Board of Education The Board of Education reported a surplus of $242 million in FY 99, continuing a trend of four consecutive years with a sizable surplus. Between FY 96 and FY 98, BOE reported budget surpluses that ranged from $155 million to $300 million. The fiscal outlook for BOE has also brightened in FY 00 because of additional education aid provided to the City in the State's Adopted Budget. BOE has indicated that it will receive $278 million more in education aid than previously anticipated in the City’s FY 00 Adopted Budget. About 37 percent, or $104 million, of the additional aid is provided for class-size reduction in the early grades, middle schools, and high schools. A similar increase has also been provided for the expansion of the Universal Pre-Kindergarten program. In addition, the State has also restored $63 million in Teacher Support Aid for supplementing teacher salaries.

Prior-Year Education-Aid Receivables The City’s books currently include a balance of $640 million in State education aid receivables covering FYs 90-98. Previously, prior-year education-aid receivables for FY 90 amounted to $39 million. The State provided funding that reduced this amount to $24 million of the end of FY 99. Based on the Comptroller’s Office policy of writing off State education-aid receivables that have been outstanding for ten years or more, the $24 million would have been written off as the City finalized its books for FY 99. However, the write-off was averted because the State appropriated the necessary funds to pay the City for the outstanding FY 90 claims during FY 00.

The remaining balance of $616 million includes $311 million in pending State reimbursement for pre-kindergarten and summer handicapped programs. The Board of Education views these receivables as less problematic since there is a continuous process to resolve the claims. The other receivables that make up the balance of the $616 million were mostly comprised of special-education high cost/excess cost aid and building-aid claims.

At the end of FY 00, the Comptroller’s Office will consider the write-off of unpaid education-aid receivables from FY 91 that total $33 million, which could reduce the City’s revenue budget by a similar amount in FY 00. The State must continue to make progress and appropriate the necessary funds to pay the City for prior-year education-aid claims.

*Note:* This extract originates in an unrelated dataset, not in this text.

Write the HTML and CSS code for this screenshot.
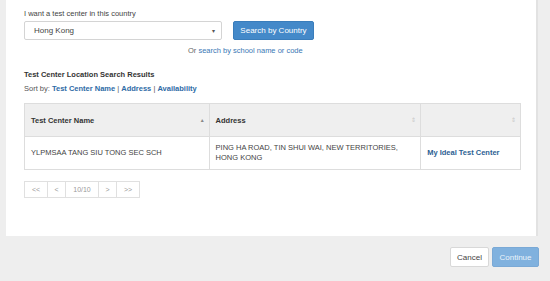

If no further progress is achieved by the State over the next three years, the Comptroller’s Office plans to write off $181 million of unpaid State education-aid covering FYs 92-94. Furthermore, unless the State makes significant progress in retiring its prior-year education-aid claims, the Comptroller's Office has indicated that it would not accrue $226 million of additional education aid currently owed to the City. The staff of BOE had previously estimated that the unaccrued amount was $408 million.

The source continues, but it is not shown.